CHALLENGE: Repeat, exactly and completely, the material that follows. Omit the pictures.

GIVEN INFORMATION:
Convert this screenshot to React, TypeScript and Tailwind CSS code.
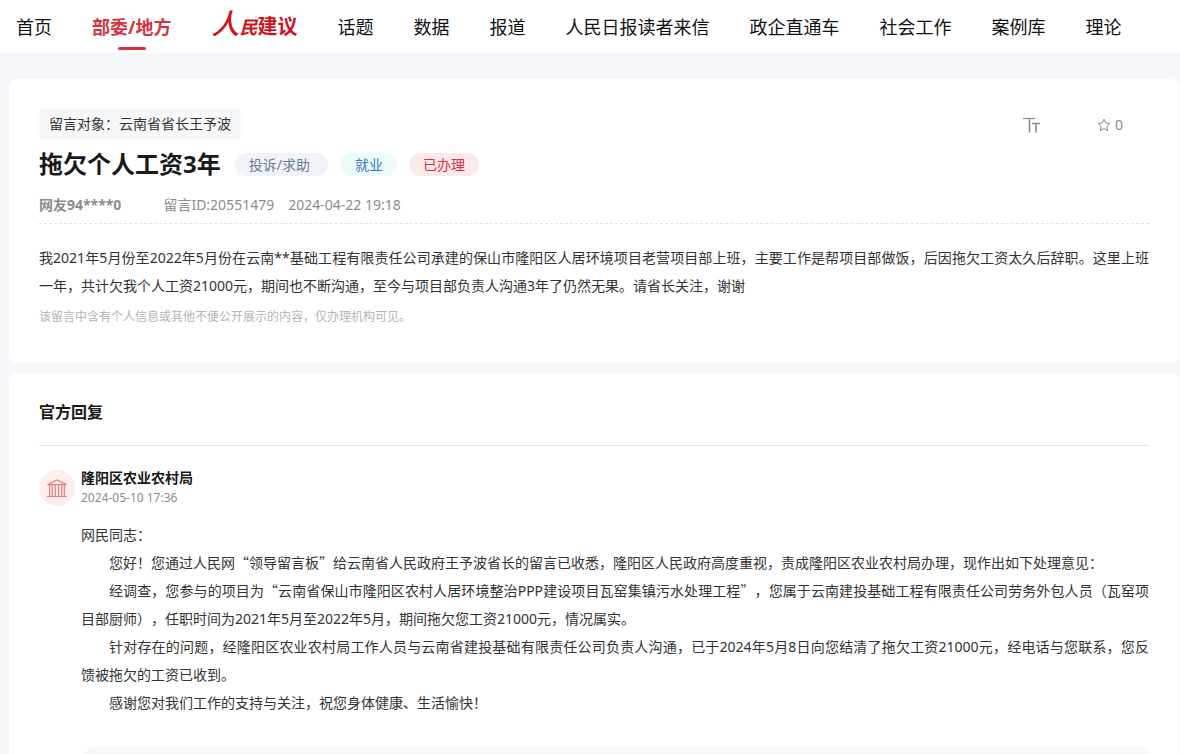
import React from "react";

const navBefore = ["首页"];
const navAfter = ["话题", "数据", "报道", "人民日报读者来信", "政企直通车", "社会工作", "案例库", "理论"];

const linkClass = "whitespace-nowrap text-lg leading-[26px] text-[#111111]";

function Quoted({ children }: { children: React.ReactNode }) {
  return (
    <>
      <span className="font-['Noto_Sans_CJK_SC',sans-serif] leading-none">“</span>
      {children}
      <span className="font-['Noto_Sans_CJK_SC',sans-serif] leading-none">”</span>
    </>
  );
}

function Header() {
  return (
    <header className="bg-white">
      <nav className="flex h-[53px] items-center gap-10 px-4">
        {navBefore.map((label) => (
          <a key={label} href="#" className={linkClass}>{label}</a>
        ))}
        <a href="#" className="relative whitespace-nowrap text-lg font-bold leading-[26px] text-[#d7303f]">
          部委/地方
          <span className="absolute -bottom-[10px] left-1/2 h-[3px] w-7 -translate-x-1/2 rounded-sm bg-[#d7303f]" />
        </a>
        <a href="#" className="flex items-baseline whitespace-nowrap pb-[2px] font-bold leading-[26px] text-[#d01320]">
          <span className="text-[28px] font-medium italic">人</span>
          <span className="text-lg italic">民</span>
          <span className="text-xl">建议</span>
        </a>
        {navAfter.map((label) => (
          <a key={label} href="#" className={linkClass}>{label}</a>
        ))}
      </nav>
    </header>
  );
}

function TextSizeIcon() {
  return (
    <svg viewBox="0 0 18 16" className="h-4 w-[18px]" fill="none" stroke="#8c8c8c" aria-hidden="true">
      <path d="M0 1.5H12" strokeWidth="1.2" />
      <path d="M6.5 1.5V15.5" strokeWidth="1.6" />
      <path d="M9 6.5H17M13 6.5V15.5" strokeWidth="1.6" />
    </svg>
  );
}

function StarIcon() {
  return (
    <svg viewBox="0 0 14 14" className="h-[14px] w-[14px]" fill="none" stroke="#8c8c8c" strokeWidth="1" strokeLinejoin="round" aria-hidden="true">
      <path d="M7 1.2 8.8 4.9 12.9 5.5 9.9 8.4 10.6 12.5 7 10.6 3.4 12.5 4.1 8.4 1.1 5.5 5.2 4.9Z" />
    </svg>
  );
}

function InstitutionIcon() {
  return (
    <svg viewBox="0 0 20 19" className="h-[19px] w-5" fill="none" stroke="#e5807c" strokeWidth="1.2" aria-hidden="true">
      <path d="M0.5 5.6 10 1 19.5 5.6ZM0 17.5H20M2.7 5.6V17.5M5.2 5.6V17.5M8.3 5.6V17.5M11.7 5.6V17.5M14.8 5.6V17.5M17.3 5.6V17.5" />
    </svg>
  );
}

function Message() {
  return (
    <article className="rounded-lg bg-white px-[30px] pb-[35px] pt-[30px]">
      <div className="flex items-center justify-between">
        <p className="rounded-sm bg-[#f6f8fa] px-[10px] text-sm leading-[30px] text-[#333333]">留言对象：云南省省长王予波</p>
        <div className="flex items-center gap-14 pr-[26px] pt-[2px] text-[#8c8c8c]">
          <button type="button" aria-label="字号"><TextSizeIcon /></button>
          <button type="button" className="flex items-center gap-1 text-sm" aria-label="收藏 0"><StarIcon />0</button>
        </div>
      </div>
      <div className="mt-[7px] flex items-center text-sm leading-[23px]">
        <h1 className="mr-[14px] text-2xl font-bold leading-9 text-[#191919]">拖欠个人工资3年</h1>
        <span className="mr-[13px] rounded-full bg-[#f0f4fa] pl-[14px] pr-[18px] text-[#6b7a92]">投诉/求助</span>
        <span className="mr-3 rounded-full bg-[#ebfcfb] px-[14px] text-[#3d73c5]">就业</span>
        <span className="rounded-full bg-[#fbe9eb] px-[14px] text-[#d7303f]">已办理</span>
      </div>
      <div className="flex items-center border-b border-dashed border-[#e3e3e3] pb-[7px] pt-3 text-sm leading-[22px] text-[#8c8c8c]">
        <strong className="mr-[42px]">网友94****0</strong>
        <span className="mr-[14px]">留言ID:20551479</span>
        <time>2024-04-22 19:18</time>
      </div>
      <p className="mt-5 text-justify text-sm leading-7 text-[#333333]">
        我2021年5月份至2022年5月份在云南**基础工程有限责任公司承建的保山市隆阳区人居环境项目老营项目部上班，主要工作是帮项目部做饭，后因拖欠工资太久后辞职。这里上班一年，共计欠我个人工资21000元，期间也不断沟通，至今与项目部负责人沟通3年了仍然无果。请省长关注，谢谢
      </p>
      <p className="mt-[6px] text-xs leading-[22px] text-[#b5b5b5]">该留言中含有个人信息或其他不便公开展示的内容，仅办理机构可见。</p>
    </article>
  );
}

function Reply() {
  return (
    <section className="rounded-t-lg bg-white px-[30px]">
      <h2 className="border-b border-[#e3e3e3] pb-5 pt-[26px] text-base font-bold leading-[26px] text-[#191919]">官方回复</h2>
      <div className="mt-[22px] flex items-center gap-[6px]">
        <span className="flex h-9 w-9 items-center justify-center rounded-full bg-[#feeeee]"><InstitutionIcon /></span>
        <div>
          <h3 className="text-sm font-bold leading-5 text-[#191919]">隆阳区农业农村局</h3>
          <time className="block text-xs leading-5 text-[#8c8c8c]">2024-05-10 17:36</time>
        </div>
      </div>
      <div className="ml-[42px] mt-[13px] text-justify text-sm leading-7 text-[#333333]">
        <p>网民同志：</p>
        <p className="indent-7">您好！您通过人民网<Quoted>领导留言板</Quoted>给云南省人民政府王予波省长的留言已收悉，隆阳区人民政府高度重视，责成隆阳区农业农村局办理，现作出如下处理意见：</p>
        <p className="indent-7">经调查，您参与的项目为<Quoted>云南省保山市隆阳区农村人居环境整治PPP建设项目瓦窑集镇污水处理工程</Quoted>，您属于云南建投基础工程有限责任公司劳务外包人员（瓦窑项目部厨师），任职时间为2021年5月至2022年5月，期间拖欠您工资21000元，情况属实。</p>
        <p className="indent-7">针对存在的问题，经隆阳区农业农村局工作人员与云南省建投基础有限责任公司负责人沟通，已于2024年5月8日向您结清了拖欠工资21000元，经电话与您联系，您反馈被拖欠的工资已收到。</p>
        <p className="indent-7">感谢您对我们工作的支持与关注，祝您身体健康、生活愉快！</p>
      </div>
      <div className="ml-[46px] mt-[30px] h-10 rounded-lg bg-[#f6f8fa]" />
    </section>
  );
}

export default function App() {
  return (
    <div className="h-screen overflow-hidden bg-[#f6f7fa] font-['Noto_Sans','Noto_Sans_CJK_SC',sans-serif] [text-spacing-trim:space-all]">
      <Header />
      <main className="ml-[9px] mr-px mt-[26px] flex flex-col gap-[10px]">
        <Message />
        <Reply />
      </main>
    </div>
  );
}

TASK OUTPUT:
Convert this screenshot to React, TypeScript and Tailwind CSS code.
import React from "react";

const navBefore = ["首页"];
const navAfter = ["话题", "数据", "报道", "人民日报读者来信", "政企直通车", "社会工作", "案例库", "理论"];

const linkClass = "whitespace-nowrap text-lg leading-[26px] text-[#111111]";

function Quoted({ children }: { children: React.ReactNode }) {
  return (
    <>
      <span className="font-['Noto_Sans_CJK_SC',sans-serif] leading-none">“</span>
      {children}
      <span className="font-['Noto_Sans_CJK_SC',sans-serif] leading-none">”</span>
    </>
  );
}

function Header() {
  return (
    <header className="bg-white">
      <nav className="flex h-[53px] items-center gap-10 px-4">
        {navBefore.map((label) => (
          <a key={label} href="#" className={linkClass}>{label}</a>
        ))}
        <a href="#" className="relative whitespace-nowrap text-lg font-bold leading-[26px] text-[#d7303f]">
          部委/地方
          <span className="absolute -bottom-[10px] left-1/2 h-[3px] w-7 -translate-x-1/2 rounded-sm bg-[#d7303f]" />
        </a>
        <a href="#" className="flex items-baseline whitespace-nowrap pb-[2px] font-bold leading-[26px] text-[#d01320]">
          <span className="text-[28px] font-medium italic">人</span>
          <span className="text-lg italic">民</span>
          <span className="text-xl">建议</span>
        </a>
        {navAfter.map((label) => (
          <a key={label} href="#" className={linkClass}>{label}</a>
        ))}
      </nav>
    </header>
  );
}

function TextSizeIcon() {
  return (
    <svg viewBox="0 0 18 16" className="h-4 w-[18px]" fill="none" stroke="#8c8c8c" aria-hidden="true">
      <path d="M0 1.5H12" strokeWidth="1.2" />
      <path d="M6.5 1.5V15.5" strokeWidth="1.6" />
      <path d="M9 6.5H17M13 6.5V15.5" strokeWidth="1.6" />
    </svg>
  );
}

function StarIcon() {
  return (
    <svg viewBox="0 0 14 14" className="h-[14px] w-[14px]" fill="none" stroke="#8c8c8c" strokeWidth="1" strokeLinejoin="round" aria-hidden="true">
      <path d="M7 1.2 8.8 4.9 12.9 5.5 9.9 8.4 10.6 12.5 7 10.6 3.4 12.5 4.1 8.4 1.1 5.5 5.2 4.9Z" />
    </svg>
  );
}

function InstitutionIcon() {
  return (
    <svg viewBox="0 0 20 19" className="h-[19px] w-5" fill="none" stroke="#e5807c" strokeWidth="1.2" aria-hidden="true">
      <path d="M0.5 5.6 10 1 19.5 5.6ZM0 17.5H20M2.7 5.6V17.5M5.2 5.6V17.5M8.3 5.6V17.5M11.7 5.6V17.5M14.8 5.6V17.5M17.3 5.6V17.5" />
    </svg>
  );
}

function Message() {
  return (
    <article className="rounded-lg bg-white px-[30px] pb-[35px] pt-[30px]">
      <div className="flex items-center justify-between">
        <p className="rounded-sm bg-[#f6f8fa] px-[10px] text-sm leading-[30px] text-[#333333]">留言对象：云南省省长王予波</p>
        <div className="flex items-center gap-14 pr-[26px] pt-[2px] text-[#8c8c8c]">
          <button type="button" aria-label="字号"><TextSizeIcon /></button>
          <button type="button" className="flex items-center gap-1 text-sm" aria-label="收藏 0"><StarIcon />0</button>
        </div>
      </div>
      <div className="mt-[7px] flex items-center text-sm leading-[23px]">
        <h1 className="mr-[14px] text-2xl font-bold leading-9 text-[#191919]">拖欠个人工资3年</h1>
        <span className="mr-[13px] rounded-full bg-[#f0f4fa] pl-[14px] pr-[18px] text-[#6b7a92]">投诉/求助</span>
        <span className="mr-3 rounded-full bg-[#ebfcfb] px-[14px] text-[#3d73c5]">就业</span>
        <span className="rounded-full bg-[#fbe9eb] px-[14px] text-[#d7303f]">已办理</span>
      </div>
      <div className="flex items-center border-b border-dashed border-[#e3e3e3] pb-[7px] pt-3 text-sm leading-[22px] text-[#8c8c8c]">
        <strong className="mr-[42px]">网友94****0</strong>
        <span className="mr-[14px]">留言ID:20551479</span>
        <time>2024-04-22 19:18</time>
      </div>
      <p className="mt-5 text-justify text-sm leading-7 text-[#333333]">
        我2021年5月份至2022年5月份在云南**基础工程有限责任公司承建的保山市隆阳区人居环境项目老营项目部上班，主要工作是帮项目部做饭，后因拖欠工资太久后辞职。这里上班一年，共计欠我个人工资21000元，期间也不断沟通，至今与项目部负责人沟通3年了仍然无果。请省长关注，谢谢
      </p>
      <p className="mt-[6px] text-xs leading-[22px] text-[#b5b5b5]">该留言中含有个人信息或其他不便公开展示的内容，仅办理机构可见。</p>
    </article>
  );
}

function Reply() {
  return (
    <section className="rounded-t-lg bg-white px-[30px]">
      <h2 className="border-b border-[#e3e3e3] pb-5 pt-[26px] text-base font-bold leading-[26px] text-[#191919]">官方回复</h2>
      <div className="mt-[22px] flex items-center gap-[6px]">
        <span className="flex h-9 w-9 items-center justify-center rounded-full bg-[#feeeee]"><InstitutionIcon /></span>
        <div>
          <h3 className="text-sm font-bold leading-5 text-[#191919]">隆阳区农业农村局</h3>
          <time className="block text-xs leading-5 text-[#8c8c8c]">2024-05-10 17:36</time>
        </div>
      </div>
      <div className="ml-[42px] mt-[13px] text-justify text-sm leading-7 text-[#333333]">
        <p>网民同志：</p>
        <p className="indent-7">您好！您通过人民网<Quoted>领导留言板</Quoted>给云南省人民政府王予波省长的留言已收悉，隆阳区人民政府高度重视，责成隆阳区农业农村局办理，现作出如下处理意见：</p>
        <p className="indent-7">经调查，您参与的项目为<Quoted>云南省保山市隆阳区农村人居环境整治PPP建设项目瓦窑集镇污水处理工程</Quoted>，您属于云南建投基础工程有限责任公司劳务外包人员（瓦窑项目部厨师），任职时间为2021年5月至2022年5月，期间拖欠您工资21000元，情况属实。</p>
        <p className="indent-7">针对存在的问题，经隆阳区农业农村局工作人员与云南省建投基础有限责任公司负责人沟通，已于2024年5月8日向您结清了拖欠工资21000元，经电话与您联系，您反馈被拖欠的工资已收到。</p>
        <p className="indent-7">感谢您对我们工作的支持与关注，祝您身体健康、生活愉快！</p>
      </div>
      <div className="ml-[46px] mt-[30px] h-10 rounded-lg bg-[#f6f8fa]" />
    </section>
  );
}

export default function App() {
  return (
    <div className="h-screen overflow-hidden bg-[#f6f7fa] font-['Noto_Sans','Noto_Sans_CJK_SC',sans-serif] [text-spacing-trim:space-all]">
      <Header />
      <main className="ml-[9px] mr-px mt-[26px] flex flex-col gap-[10px]">
        <Message />
        <Reply />
      </main>
    </div>
  );
}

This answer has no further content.